Charlottesville’s City Council has posted minutes from all their meetings prior to June.
Five counties around Albemarle — Orange, Louisa, Fluvanna, Buckingham and Nelson — have posted all of their minutes from the last year up until June.
Greene County is missing minutes from their February 14 meeting but has posted minutes from all other meetings up to June. Rockingham has not posted minutes from their May 10 meeting, but posted all minutes from meetings prior to May.
Augusta County is missing meeting minutes after October 2016.
While there are certain requirements for meeting minutes, such as recording the date and location of minutes, there are no laws that dictate a timeline for approving and posting minutes online for local government bodies.
However, a new state law took effect July 1 establishing a more rigorous guideline for how state bodies publish their minutes.

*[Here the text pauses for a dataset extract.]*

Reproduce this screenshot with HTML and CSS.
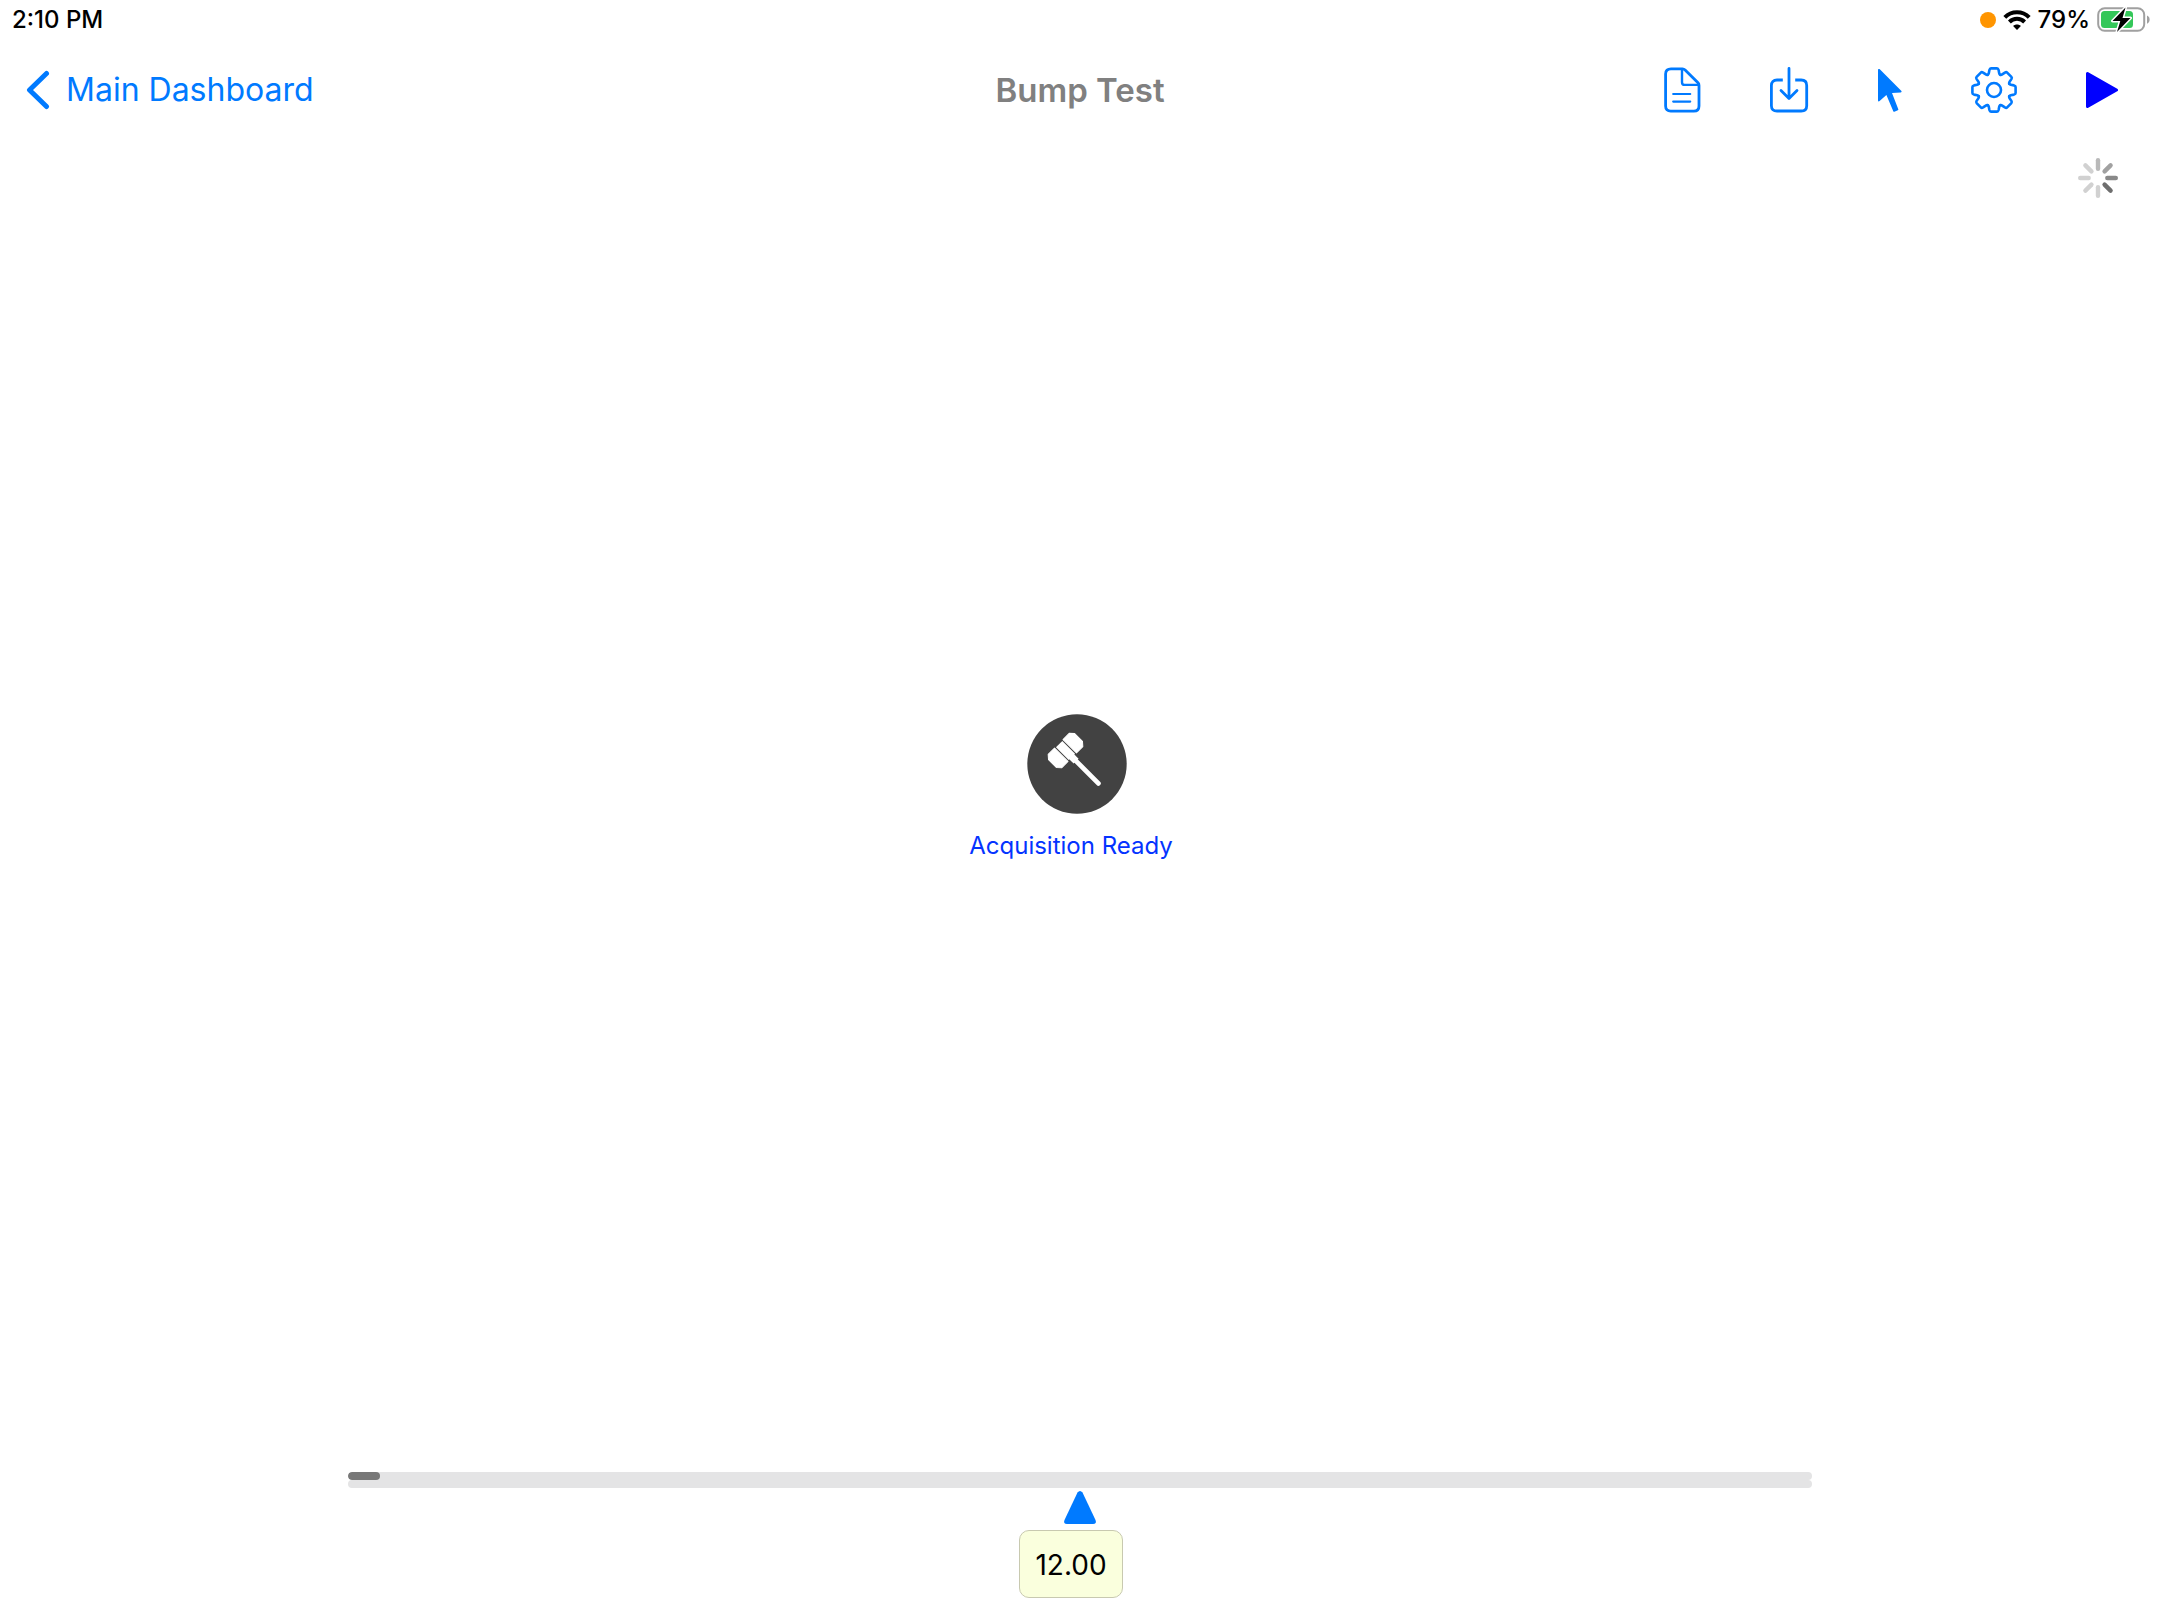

Sponsored by Del. Jim Lemunyon, R-Fairfax, the law says that all state boards and commission must post draft minutes of meetings no later than 10 working days after the meeting and final approved meeting minutes must be posted within three working days of their final approval.
While this law was created to address the issue of delayed government minutes at the state level, it does not affect the Board of Supervisors, as a local government.
“We understand that the minutes are really critical for our community to be able to follow and track our meetings,” McKeel said.
At their last meeting on July 5, the Board of Supervisors had five sets of regular meeting minutes on the agenda for approval. Board members asked to hold two sets of minutes to be approved at a later date. The other three sets of minutes were approved, but have yet to be posted online.